# Directive
Leave out the pictures and retype only the lines from the opening line to the line that holds "const tildes = '~'.repeat(79);", both ends included.

(Code that builds pages)
▬▬▬

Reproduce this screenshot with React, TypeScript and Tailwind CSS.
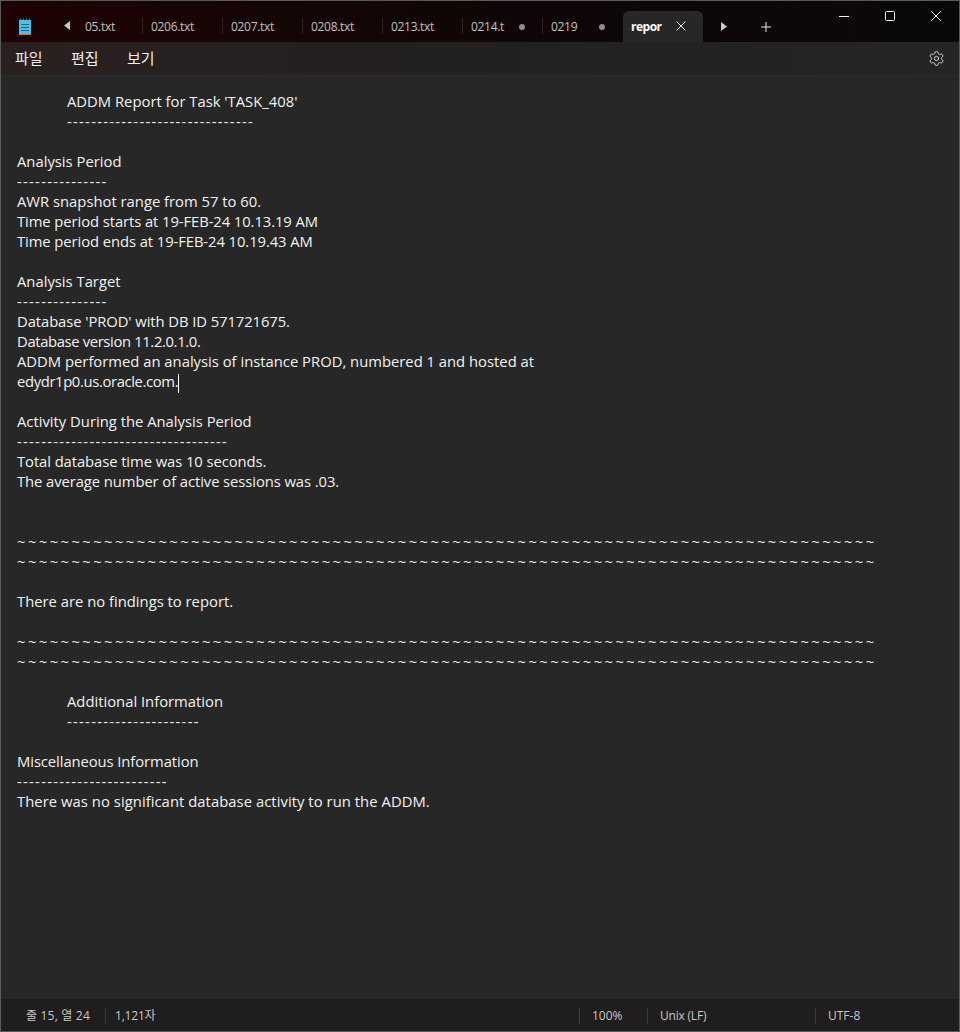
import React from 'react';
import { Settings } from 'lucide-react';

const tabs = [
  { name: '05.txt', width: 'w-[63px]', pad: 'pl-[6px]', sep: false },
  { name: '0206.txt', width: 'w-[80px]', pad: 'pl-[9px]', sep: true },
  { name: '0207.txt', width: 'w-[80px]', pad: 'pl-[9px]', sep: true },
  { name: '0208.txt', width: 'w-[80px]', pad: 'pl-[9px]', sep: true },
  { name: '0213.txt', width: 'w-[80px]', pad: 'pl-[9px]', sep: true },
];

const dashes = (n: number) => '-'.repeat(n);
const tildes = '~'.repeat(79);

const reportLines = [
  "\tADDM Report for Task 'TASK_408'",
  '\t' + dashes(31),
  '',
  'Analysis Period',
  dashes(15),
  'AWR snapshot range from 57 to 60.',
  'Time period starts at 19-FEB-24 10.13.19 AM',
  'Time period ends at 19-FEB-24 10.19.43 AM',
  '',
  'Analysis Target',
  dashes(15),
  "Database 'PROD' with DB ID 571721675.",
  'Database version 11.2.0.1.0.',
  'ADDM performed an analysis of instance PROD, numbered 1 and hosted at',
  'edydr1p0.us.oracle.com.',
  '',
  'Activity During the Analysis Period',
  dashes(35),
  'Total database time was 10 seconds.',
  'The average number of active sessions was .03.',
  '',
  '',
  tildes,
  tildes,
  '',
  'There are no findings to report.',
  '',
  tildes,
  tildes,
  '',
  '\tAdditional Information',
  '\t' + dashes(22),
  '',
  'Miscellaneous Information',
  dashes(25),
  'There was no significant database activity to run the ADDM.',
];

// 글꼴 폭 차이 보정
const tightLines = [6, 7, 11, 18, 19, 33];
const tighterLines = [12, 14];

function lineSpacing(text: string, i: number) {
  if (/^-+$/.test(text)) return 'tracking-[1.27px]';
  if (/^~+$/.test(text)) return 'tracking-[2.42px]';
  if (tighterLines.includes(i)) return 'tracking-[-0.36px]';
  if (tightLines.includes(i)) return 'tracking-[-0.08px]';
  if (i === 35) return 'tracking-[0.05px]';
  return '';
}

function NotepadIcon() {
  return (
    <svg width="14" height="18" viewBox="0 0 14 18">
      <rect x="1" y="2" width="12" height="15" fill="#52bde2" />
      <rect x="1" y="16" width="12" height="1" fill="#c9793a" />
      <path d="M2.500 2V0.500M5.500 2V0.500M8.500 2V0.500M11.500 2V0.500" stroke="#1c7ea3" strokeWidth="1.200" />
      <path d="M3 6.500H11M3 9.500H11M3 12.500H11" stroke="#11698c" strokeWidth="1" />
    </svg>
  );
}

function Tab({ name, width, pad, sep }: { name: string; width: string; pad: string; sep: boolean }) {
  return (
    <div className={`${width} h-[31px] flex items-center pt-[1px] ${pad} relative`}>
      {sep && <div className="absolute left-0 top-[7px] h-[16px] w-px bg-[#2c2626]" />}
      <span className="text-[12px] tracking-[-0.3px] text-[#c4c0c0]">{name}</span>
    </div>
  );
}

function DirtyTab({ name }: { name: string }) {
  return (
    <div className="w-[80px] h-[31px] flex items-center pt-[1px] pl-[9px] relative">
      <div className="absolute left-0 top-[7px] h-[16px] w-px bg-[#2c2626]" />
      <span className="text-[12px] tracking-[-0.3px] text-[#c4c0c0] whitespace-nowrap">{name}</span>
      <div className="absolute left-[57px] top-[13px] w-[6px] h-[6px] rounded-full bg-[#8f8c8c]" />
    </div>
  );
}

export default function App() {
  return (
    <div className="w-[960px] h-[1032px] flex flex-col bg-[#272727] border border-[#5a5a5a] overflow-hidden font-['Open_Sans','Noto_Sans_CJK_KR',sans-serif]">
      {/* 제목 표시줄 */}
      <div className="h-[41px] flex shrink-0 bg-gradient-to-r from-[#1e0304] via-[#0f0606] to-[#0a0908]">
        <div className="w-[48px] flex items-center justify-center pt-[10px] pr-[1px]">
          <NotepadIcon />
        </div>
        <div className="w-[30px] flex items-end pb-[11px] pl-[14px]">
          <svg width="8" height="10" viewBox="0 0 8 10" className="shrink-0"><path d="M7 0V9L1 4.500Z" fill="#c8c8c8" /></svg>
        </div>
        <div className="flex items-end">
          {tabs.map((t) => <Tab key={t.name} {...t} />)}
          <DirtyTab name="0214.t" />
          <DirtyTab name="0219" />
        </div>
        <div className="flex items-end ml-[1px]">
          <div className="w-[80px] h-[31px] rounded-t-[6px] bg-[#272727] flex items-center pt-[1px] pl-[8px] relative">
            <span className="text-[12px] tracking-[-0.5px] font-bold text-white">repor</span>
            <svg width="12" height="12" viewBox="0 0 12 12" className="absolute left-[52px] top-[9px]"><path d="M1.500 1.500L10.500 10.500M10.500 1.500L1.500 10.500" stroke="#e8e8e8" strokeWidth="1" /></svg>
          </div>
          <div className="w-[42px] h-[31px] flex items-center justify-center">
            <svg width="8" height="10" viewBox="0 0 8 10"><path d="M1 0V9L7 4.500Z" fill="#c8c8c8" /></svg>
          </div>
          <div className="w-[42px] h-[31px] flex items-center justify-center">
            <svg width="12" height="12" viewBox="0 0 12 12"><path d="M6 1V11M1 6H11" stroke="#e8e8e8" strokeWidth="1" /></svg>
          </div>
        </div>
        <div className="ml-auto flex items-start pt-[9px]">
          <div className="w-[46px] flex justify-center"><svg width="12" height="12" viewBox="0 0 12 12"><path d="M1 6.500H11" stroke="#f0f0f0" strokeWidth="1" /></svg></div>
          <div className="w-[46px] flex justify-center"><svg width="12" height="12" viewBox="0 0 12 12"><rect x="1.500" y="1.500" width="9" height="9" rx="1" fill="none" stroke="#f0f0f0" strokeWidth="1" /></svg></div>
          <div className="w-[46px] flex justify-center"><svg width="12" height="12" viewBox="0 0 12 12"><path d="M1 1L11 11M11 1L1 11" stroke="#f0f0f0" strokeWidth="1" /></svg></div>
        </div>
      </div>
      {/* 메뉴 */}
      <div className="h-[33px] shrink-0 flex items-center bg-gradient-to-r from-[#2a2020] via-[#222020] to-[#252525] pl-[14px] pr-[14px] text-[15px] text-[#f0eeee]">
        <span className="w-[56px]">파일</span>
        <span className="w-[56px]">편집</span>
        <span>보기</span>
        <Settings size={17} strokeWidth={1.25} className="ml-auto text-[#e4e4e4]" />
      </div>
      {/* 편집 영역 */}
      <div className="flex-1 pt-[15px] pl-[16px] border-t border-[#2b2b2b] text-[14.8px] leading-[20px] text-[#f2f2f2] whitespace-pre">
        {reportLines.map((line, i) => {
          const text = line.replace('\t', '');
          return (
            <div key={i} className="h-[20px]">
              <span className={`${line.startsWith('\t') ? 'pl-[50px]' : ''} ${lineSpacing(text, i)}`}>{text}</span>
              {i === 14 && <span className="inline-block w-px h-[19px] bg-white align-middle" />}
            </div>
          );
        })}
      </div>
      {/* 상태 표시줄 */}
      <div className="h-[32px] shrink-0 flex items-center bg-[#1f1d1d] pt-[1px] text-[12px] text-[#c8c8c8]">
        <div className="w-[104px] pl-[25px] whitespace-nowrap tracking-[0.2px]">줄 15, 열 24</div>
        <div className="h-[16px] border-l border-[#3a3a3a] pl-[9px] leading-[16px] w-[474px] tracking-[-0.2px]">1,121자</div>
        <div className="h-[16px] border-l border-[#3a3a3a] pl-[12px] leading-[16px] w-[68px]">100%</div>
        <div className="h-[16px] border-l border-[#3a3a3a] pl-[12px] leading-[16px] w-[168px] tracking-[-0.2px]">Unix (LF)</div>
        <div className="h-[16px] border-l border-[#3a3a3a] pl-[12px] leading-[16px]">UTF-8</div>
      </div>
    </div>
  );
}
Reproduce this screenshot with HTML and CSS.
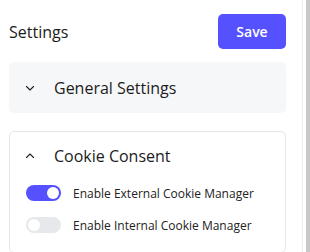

▬▬▬

# Finished exercise
Reproduce this screenshot with React, TypeScript and Tailwind CSS.
import React from 'react';
import { Settings } from 'lucide-react';

const tabs = [
  { name: '05.txt', width: 'w-[63px]', pad: 'pl-[6px]', sep: false },
  { name: '0206.txt', width: 'w-[80px]', pad: 'pl-[9px]', sep: true },
  { name: '0207.txt', width: 'w-[80px]', pad: 'pl-[9px]', sep: true },
  { name: '0208.txt', width: 'w-[80px]', pad: 'pl-[9px]', sep: true },
  { name: '0213.txt', width: 'w-[80px]', pad: 'pl-[9px]', sep: true },
];

const dashes = (n: number) => '-'.repeat(n);
const tildes = '~'.repeat(79);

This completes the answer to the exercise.